The show opens with one of those fascinating press conferences, in which the wife stands quietly beside her husband as he falls on his sword and vows to make it up to his family.
But this time we get to see what the cameras don’t. We see the furious, humiliated wife slap her clueless husband, we see her worry over what the scandal – and her husband’s absence – will do to their kids, and we see how his mistakes cast a shadow over her own law career.
It’s good TV, with a great leading couple: Julianna Marguiles, who won an Emmy for her work on ER, and Chris Noth, the charismatic and heavily-browed Big from Sex and the City.
The show is created and produced by married couple Robert and Michelle King, who say they act out everything in the script themselves to check that it feels right. The slap scene was Michelle’s idea, Robert says – and yes, they acted that out too.
Michelle says the question at the heart of the show is “how good is she”?
“And that will play out in her decisions. Does she stay? Does she go? How does she move her life forward?”
Robert says they started writing the show after a flurry of political scandals, where the politician resigned, cooled off for a while, then tried to get back into the spotlight.
“What interested us more was the politician’s wife’s trajectory because it seemed much less certain, much more interesting, because how do you really remake your life when everybody seems to have an opinion?
“I think we’re hoping to explore why some of these women do stay with their husbands after such a major scandal and embarrassment.”
As the show rolls on – which it looks likely to do, given its reception overseas – the Kings say the “tentacles of the scandal” will continue to follow Alicia.
Meanwhile, a new season of Desperate Housewives is waiting in the wings.
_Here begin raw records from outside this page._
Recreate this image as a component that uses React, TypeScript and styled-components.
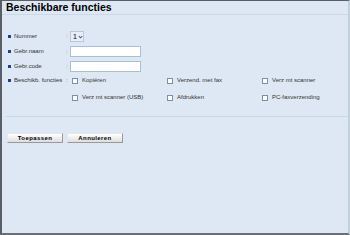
import styled, { createGlobalStyle } from "styled-components";

const GlobalStyle = createGlobalStyle`
  body {
    margin: 0;
    background: #dde8f4;
    font-family: "Liberation Sans", Arial, sans-serif;
  }
`;

const functies = [
  "Kopiëren",
  "Verzend. met fax",
  "Verz mt scanner",
  "Verz mt scanner (USB)",
  "Afdrukken",
  "PC-faxverzending",
];

const App = () => {
  return (
    <Frame>
      <GlobalStyle />
      <Header>
        <h1>Beschikbare functies</h1>
      </Header>
      <Form>
        <Row>
          <Label>Nummer</Label>
          <Colon>:</Colon>
          <Select>
            <span>1</span>
            <svg width="6" height="6" viewBox="0 0 6 6">
              <path d="M1 2 L3 4 L5 2" stroke="#3b5fa8" strokeWidth="1.2" fill="none" />
            </svg>
          </Select>
        </Row>
        <Row>
          <Label>Gebr.naam</Label>
          <Colon>:</Colon>
          <TextInput />
        </Row>
        <Row>
          <Label>Gebr.code</Label>
          <Colon>:</Colon>
          <TextInput />
        </Row>
        <Row $top>
          <Label>Beschikb. functies</Label>
          <Colon>:</Colon>
          <CheckGrid>
            {functies.map((f) => (
              <CheckItem key={f}>
                <Box />
                <span>{f}</span>
              </CheckItem>
            ))}
          </CheckGrid>
        </Row>
      </Form>
      <Divider />
      <Buttons>
        <Button>Toepassen</Button>
        <Button>Annuleren</Button>
      </Buttons>
    </Frame>
  );
};

const Frame = styled.div`
  width: 350px;
  height: 235px;
  box-sizing: border-box;
  border-top: 1px solid #5a5e66;
  border-left: 2px solid #5a5e66;
  border-bottom: 2px solid #6a6e76;
  border-right: 2px solid #c2cfdd;
  background: #dde8f4;
  display: flex;
  flex-direction: column;
`;

const Header = styled.div`
  height: 13px;
  border-bottom: 1px solid #cbd8e6;
  padding-left: 4px;

  h1 {
    margin: 0;
    font-size: 10.5px;
    line-height: 12px;
    font-weight: 700;
    color: #000;
  }
`;

const Form = styled.div`
  display: flex;
  flex-direction: column;
  gap: 4px;
  padding: 16px 0 0 6px;
`;

const Row = styled.div<{ $top?: boolean }>`
  display: flex;
  align-items: ${(p) => (p.$top ? "flex-start" : "center")};
  height: ${(p) => (p.$top ? "auto" : "11px")};
`;

const Label = styled.div`
  width: 58px;
  display: flex;
  align-items: center;
  gap: 3px;
  font-size: 6px;
  color: #333;
  line-height: 9px;

  &::before {
    content: "";
    width: 3px;
    height: 3px;
    background: #1f3f8f;
  }
`;

const Colon = styled.span`
  font-size: 6px;
  color: #666;
  width: 4px;
  line-height: 9px;
`;

const Select = styled.div`
  width: 14px;
  height: 11px;
  box-sizing: border-box;
  border: 1px solid #b8c8dc;
  background: #e9eef6;
  display: flex;
  align-items: center;
  gap: 1px;
  padding-left: 2px;
  font-size: 7px;
  color: #000;
`;

const TextInput = styled.input`
  width: 71px;
  height: 11px;
  box-sizing: border-box;
  border: 1px solid #a9bfd6;
  background: #fff;
  padding: 0;
  margin: 0;
`;

const CheckGrid = styled.div`
  display: grid;
  grid-template-columns: 95px 95px 80px;
  row-gap: 8px;
  padding-left: 2px;
`;

const CheckItem = styled.label`
  display: flex;
  align-items: center;
  gap: 4px;
  font-size: 6px;
  color: #333;
  line-height: 9px;
`;

const Box = styled.span`
  width: 4px;
  height: 4px;
  border: 1px solid #7d8ea6;
  background: #fff;
`;

const Divider = styled.div`
  margin: 14px 0 0 4px;
  border-top: 1px solid #cad7e5;
`;

const Buttons = styled.div`
  display: flex;
  gap: 4px;
  padding: 16px 0 0 5px;
`;

const Button = styled.button`
  width: 56px;
  height: 10px;
  padding: 0;
  box-sizing: border-box;
  border: 1px solid #9a9a9a;
  border-top-color: #e6e6e6;
  border-left-color: #e6e6e6;
  background: linear-gradient(#ffffff, #dedede);
  font-family: "Liberation Sans", Arial, sans-serif;
  font-size: 6px;
  font-weight: 700;
  letter-spacing: 0.4px;
  color: #000;
  line-height: 8px;
`;

export default App;
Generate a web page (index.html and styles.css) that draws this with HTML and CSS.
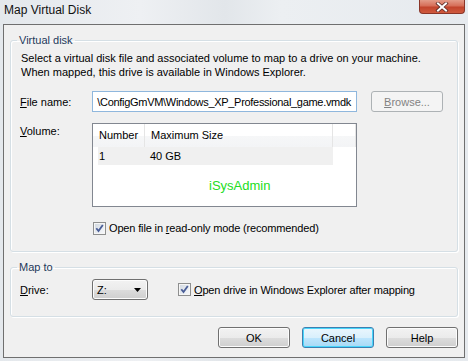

The premiere signals a return to form for the show, which seems to have lost the plot slightly in recent years.
Doug Savant, who plays Tom, husband to the show’s least scandalous – and most interesting – wife, Lynette, says this season viewers will understand why he lets Lynette boss him around.
“Lynette needs to feel like she’s in control of the situation … Tom allows her to do that because it makes her feel safe … He’s made a conscious choice and they have a very healthy, good relationship.”
Another big “wife” show, Cougar Town – which hinges around Courteney Cox as the newly single “cougar” – will screen on TV2 in the second half of this year.
The Good Wife premieres on TV3 at 7.30pm on Wednesday. Desperate Housewives returns to TV2 on Monday February 15.